Footwear maker Pavers England, which along with Swedish furniture maker Ikea, was among the first two to apply for 100 per cent foreign direct investment in single-brand retail, expects to receive clearance from the Foreign Investment Promotion Board (FIPB) soon.

Pavers Foresight Smart Venture Mauritius, a $60 million equal joint venture between the UK-based Pavers and Foresight group, had applied in January to invest $20 million in Pavers England, the Indian company retailing footwear, presently through a master franchise.

The delay in approval, explained Utsav Seth, MD & CEO, Pavers England, was because the FIPB wanted clarity on which company owned the brand. The rules for single-brand retail stipulate that the company making the FDI proposal needs to also own the brand and not a different entity.

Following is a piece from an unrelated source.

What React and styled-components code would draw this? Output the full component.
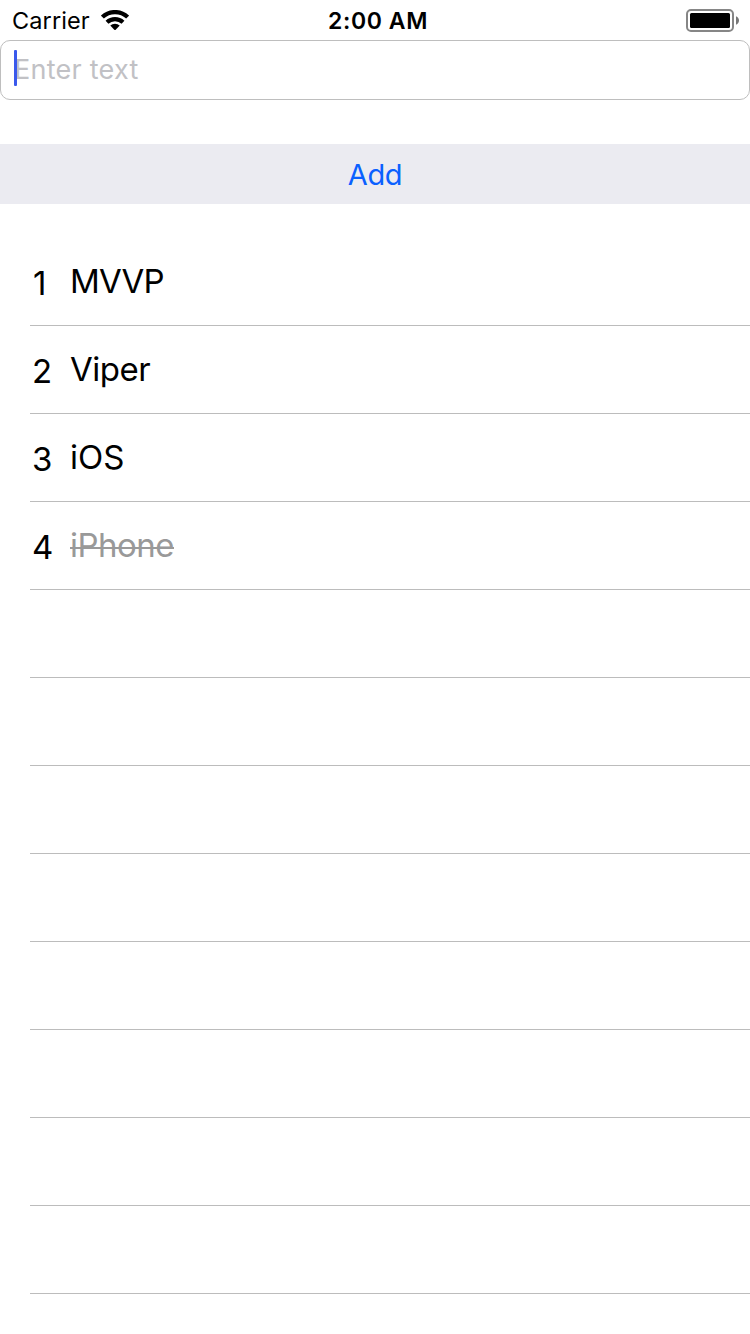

Pavers filed documents a few weeks ago to confirm that the brand is owned by Pavers Foresight Smart Venture, the company which has applied to make the FDI. Pavers England India is a 100 per cent subsidiary of the Mauritius-based company.

The foreign direct investment, once cleared, will happen over a period of 24 months, said Seth.

Nor does the 30 per cent local sourcing requirement from small and medium enterprises faze him, since, he said, Pavers was already doing it. Seth said that Pavers England has been sourcing almost 40 per cent of its brand requirements from India and the rest from Vietnam, Italy and China.

Asked why Pavers does not prefer the franchise route to expand, Seth said emphatically, “The franchise route is difficult to control when you're expanding. The ability of franchisee partners to finance and scale up is limited. We have 26 stores now and 70 shop-in-shops. We want to add 100 stores in the next 36 months.”

The master franchisee for Pavers England is Triton Retail. Pavers will invest in Triton or may acquire 100 per cent and take over the retail operations once it gets the go-ahead from the Government, says Seth.

The organised retail market for footwear is around Rs 7,500 crore and growing at 15 per cent a year. The market for premium footwear is growing even faster at 30 per cent a year.

Pavers, with Rs 55 crore in revenues last year, expects to double sales this year. And, it expects to break even by 2013-14. Ravi Mehrotra, Chairman of the Foresight group, said the plan is to go in for an IPO for the footwear company in 2016. The brand has expanded its portfolio from men’s and women’s footwear to ladies bags, belts and other accessories.